Das sei ein Arbeiter- und Bauern-Staat sagte ich,  und wenn er erkennbar auf der einen Sparte nicht richtig regierte, sei da was faul und genau dort verlange ich eine Änderung – oder schleunigst eine Wohnung für meine Tochter. Und setzte ich hinzu, keine Ausbauwohnung und ziemlich in der Nähe von unserem Haus.

Das eigenartige an diesem Gespräch war, dass mir von einem Teil der Gegenübersitzenden so etwas wie eine offene Feindschaft herüberwehte. Es war wie ein abgestandener Beamtenmief mit sozialistischer Prägung: „Wie können Sie etwas wollen, das wir für sie nicht vorgesehen haben, wir denken doch für sie, das steht ihnen nicht zu.“ Vom den anderen Teil aber kam eine hilflose Zustimmung, so als freuten sie sich, dass da ein Widerspruch kam, der zwar keinesfalls erlaubt war und mit einer verkrampften Verlegenheit gepaart erlebt wurde.

Die Vier diskutierten mit mir eine Weile, einigten sich aber plötzlich sehr schnell: Ich würde in Kürze Bescheid erhalten. Nein, wehrte ich ab, vage Zusagen kenne ich da zur Genüge. Ich verlange schon feste Termine, ansonsten würde ich mich flugs in Bewegung setzen. Aber, entgegnete man mir, innerhalb von vierzehn Tagen würde ich einen Bescheid erhalten.

Meine Tochter Sofie hatte bei dem Gespräch mit ziemlicher Farbe im Gesicht gut durchgehalten und so verliessen wir stolz das Rathaus.

Und wirklich: Noch innerhalb der Frist erhielten wir die Mitteilung über die Zuweisung einer Wohnung auf der Hohen Strasse, nicht sehr weit von unserem Haus entfernt, sagen wir, in gut zehn Minuten zu Fuß erreichbar. Das war sehr passabel.

Da wir den Schlüssel noch nicht zur Verfügung hatten, bewegten wir uns zu dem bezeichneten Haus und suchten die entsprechend zugewiesen Wohnung auf.  Und wirklich, durch den Briefschlitz und das Anheben des dahinter gehangenen Sichtschutzes aus Stoff konnten wir in die Wohnung etwas einsehen. Und sie sah nach unseren damaligen Begriffen zumindest akzeptabel aus, also freuten wir uns unbändig über den Erfolg und Sofie zog bei uns aus und in die neue Errungenschaft ein.

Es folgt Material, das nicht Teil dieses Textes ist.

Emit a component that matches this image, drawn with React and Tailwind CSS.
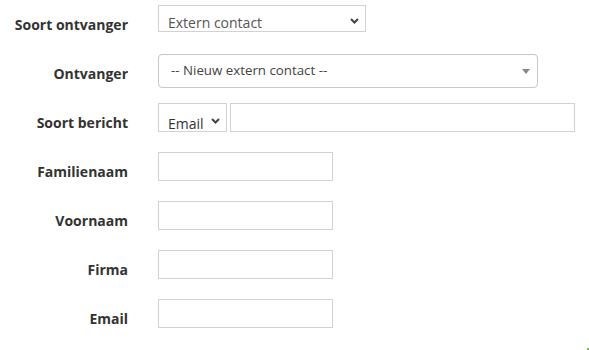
import React from 'react';

const font = { fontFamily: '"Open Sans", "Liberation Sans", sans-serif' };

const Chevron = () => (
  <svg width="9" height="6" viewBox="0 0 9 6" className="text-[#444]">
    <path d="M1 1l3.5 3.5L8 1" fill="none" stroke="currentColor" strokeWidth="2" />
  </svg>
);

const Row = ({ label, children }) => (
  <div className="flex h-[49px]">
    <label className="w-[128px] shrink-0 pt-[11px] text-right text-[14px] leading-[18px] font-bold text-[#333]">
      {label}
    </label>
    <div className="ml-[30px] flex items-start">{children}</div>
  </div>
);

const TextInput = ({ width = 'w-[175px]' }) => (
  <input type="text" className={`${width} h-[29px] border border-[#d2d2d2] bg-white px-2 text-[13px] outline-none`} />
);

export default function App() {
  return (
    <div className="relative h-[350px] w-[589px] bg-white pt-[5px]" style={font}>
      <Row label="Soort ontvanger">
        <div className="flex h-[27px] w-[208px] items-start justify-between overflow-hidden border border-[#d2d2d2] bg-white pl-[9px] pr-[6px] pt-[7px] text-[14px] leading-[19px] text-[#555]">
          <span>Extern contact</span>
          <span className="mt-[5px] flex"><Chevron /></span>
        </div>
      </Row>
      <Row label="Ontvanger">
        <div className="flex h-[34px] w-[380px] items-center justify-between rounded-[4px] border border-[#c8c8c8] bg-white pl-[12px] pr-[7px] text-[13.3px] text-[#444]">
          <span>-- Nieuw extern contact --</span>
          <svg width="8" height="5" viewBox="0 0 8 5">
            <path d="M0 0h8L4 5z" fill="#888" />
          </svg>
        </div>
      </Row>
      <Row label="Soort bericht">
        <div className="flex gap-[3px]">
          <div className="flex h-[29px] w-[69px] items-start justify-between overflow-hidden border border-[#d2d2d2] bg-white pl-[9px] pr-[6px] pt-[10px] text-[14px] leading-[19px] text-[#333]">
            <span>Email</span>
            <span className="mt-[4px] flex"><Chevron /></span>
          </div>
          <TextInput width="w-[345px]" />
        </div>
      </Row>
      <Row label="Familienaam">
        <TextInput />
      </Row>
      <Row label="Voornaam">
        <TextInput />
      </Row>
      <Row label="Firma">
        <TextInput />
      </Row>
      <Row label="Email">
        <TextInput />
      </Row>
      <div className="absolute bottom-0 right-0 h-[2px] w-[2px] bg-[#7cc23a]" />
    </div>
  );
}
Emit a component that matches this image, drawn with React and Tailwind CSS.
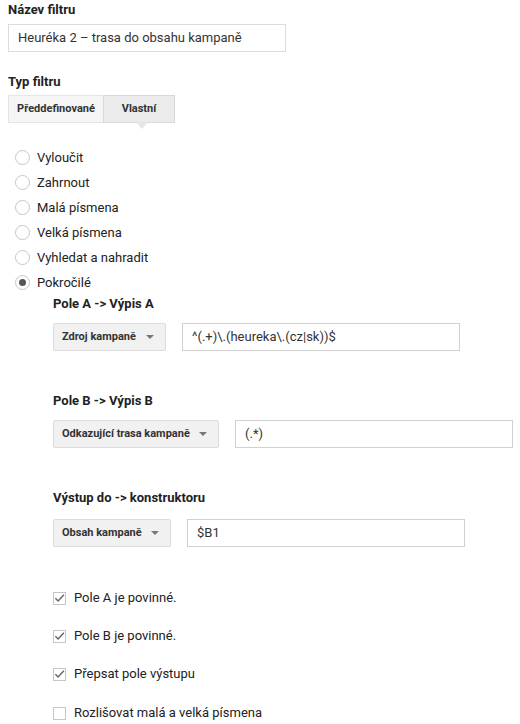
import React from 'react';

const font = { fontFamily: 'Roboto, "Noto Sans", Arial, sans-serif' };

function Radio({ label, checked }) {
  return (
    <div className="flex items-center h-[25px]">
      <span className="w-[15px] h-[15px] rounded-full border border-[#c6c6c6] bg-white flex items-center justify-center mr-[7px]">
        {checked && <span className="w-[7px] h-[7px] rounded-full bg-[#555]" />}
      </span>
      <span className="text-[13px] text-[#222]">{label}</span>
    </div>
  );
}

function Check({ label, checked }) {
  return (
    <div className="flex items-center h-[20px]">
      <span className="w-[13px] h-[13px] border border-[#c6c6c6] bg-white flex items-center justify-center mr-[8px]">
        {checked && (
          <svg width="12" height="10" viewBox="0 0 12 10" className="-mt-[1px]">
            <path d="M1.5 5.2 L4.5 8.2 L10.8 1.5" fill="none" stroke="#666" strokeWidth="1.6" />
          </svg>
        )}
      </span>
      <span className="text-[13px] text-[#222]">{label}</span>
    </div>
  );
}

function FieldRow({ select, selectWidth, value }) {
  return (
    <div className="flex items-center gap-[16px]">
      <div className={`h-[28px] ${selectWidth} bg-[#f1f1f1] border border-[#dcdcdc] rounded-[2px] flex items-center justify-between pl-[8px] pr-[11px]`}>
        <span className="text-[11px] font-bold text-[#333]">{select}</span>
        <span className="w-0 h-0 border-l-[4px] border-r-[4px] border-t-[4px] border-l-transparent border-r-transparent border-t-[#777]" />
      </div>
      <div className="h-[28px] w-[278px] border border-[#d0d0d0] bg-white flex items-center px-[9px] text-[13px] text-[#333]">
        {value}
      </div>
    </div>
  );
}

export default function App() {
  return (
    <div className="bg-white w-[520px] h-[724px] overflow-hidden pl-[8px]" style={font}>
      <div className="text-[13px] font-bold text-[#222] leading-[16px] pt-[2px]">Název filtru</div>
      <div className="mt-[6px] h-[28px] w-[278px] border border-[#dcdcdc] flex items-center px-[9px] text-[13px] text-[#333]">
        Heuréka 2 – trasa do obsahu kampaně
      </div>

      <div className="mt-[22px] text-[13px] font-bold text-[#222] leading-[16px]">Typ filtru</div>
      <div className="mt-[5px] flex h-[28px]">
        <div className="w-[95px] bg-[#f5f5f5] border border-[#e5e5e5] border-r-0 flex items-center justify-center text-[11px] font-bold text-[#333]">
          Předdefinované
        </div>
        <div className="relative w-[72px] bg-[#ebebeb] border border-[#d9d9d9] flex items-center justify-center text-[11px] font-bold text-[#333]">
          Vlastní
          <span className="absolute left-[32px] top-[26px] w-0 h-0 border-l-[6px] border-r-[6px] border-t-[7px] border-l-transparent border-r-transparent border-t-[#e5e5e5]" />
        </div>
      </div>

      <div className="mt-[22px] ml-[7px] flex flex-col">
        <Radio label="Vyloučit" />
        <Radio label="Zahrnout" />
        <Radio label="Malá písmena" />
        <Radio label="Velká písmena" />
        <Radio label="Vyhledat a nahradit" />
        <Radio label="Pokročilé" checked />
      </div>

      <div className="ml-[45px]">
        <div className="mt-[1px] text-[13px] font-bold text-[#222] leading-[16px]">Pole A -&gt; Výpis A</div>
        <div className="mt-[11px]">
          <FieldRow select="Zdroj kampaně" selectWidth="w-[113px]" value="^(.+)\.(heureka\.(cz|sk))$" />
        </div>

        <div className="mt-[42px] text-[13px] font-bold text-[#222] leading-[16px]">Pole B -&gt; Výpis B</div>
        <div className="mt-[11px]">
          <FieldRow select="Odkazující trasa kampaně" selectWidth="w-[166px]" value="(.*)" />
        </div>

        <div className="mt-[42px] text-[13px] font-bold text-[#222] leading-[16px]">Výstup do -&gt; konstruktoru</div>
        <div className="mt-[13px]">
          <FieldRow select="Obsah kampaně" selectWidth="w-[118px]" value="$B1" />
        </div>

        <div className="mt-[41px] flex flex-col gap-[17px]">
          <Check label="Pole A je povinné." checked />
          <div className="mt-[1px]"><Check label="Pole B je povinné." checked /></div>
          <div className="mt-[1px]"><Check label="Přepsat pole výstupu" checked /></div>
          <div className="mt-[2px]"><Check label="Rozlišovat malá a velká písmena" /></div>
        </div>
      </div>
    </div>
  );
}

Das Echo aus meinem Bekanntenkreis war zwiespältig. Wie kannst Du, meinte einer, in fast vierzehn Tagen eine Wohnung für Deine Tochter erhalten und ich versuche jahrelang nichts anderes und völlig aussichtslos für meinen Sohn.

Ich war da hochnäsig. Aus meiner Sicht hatten wir sie uns redlich verdient. Ansichtssache. Eben.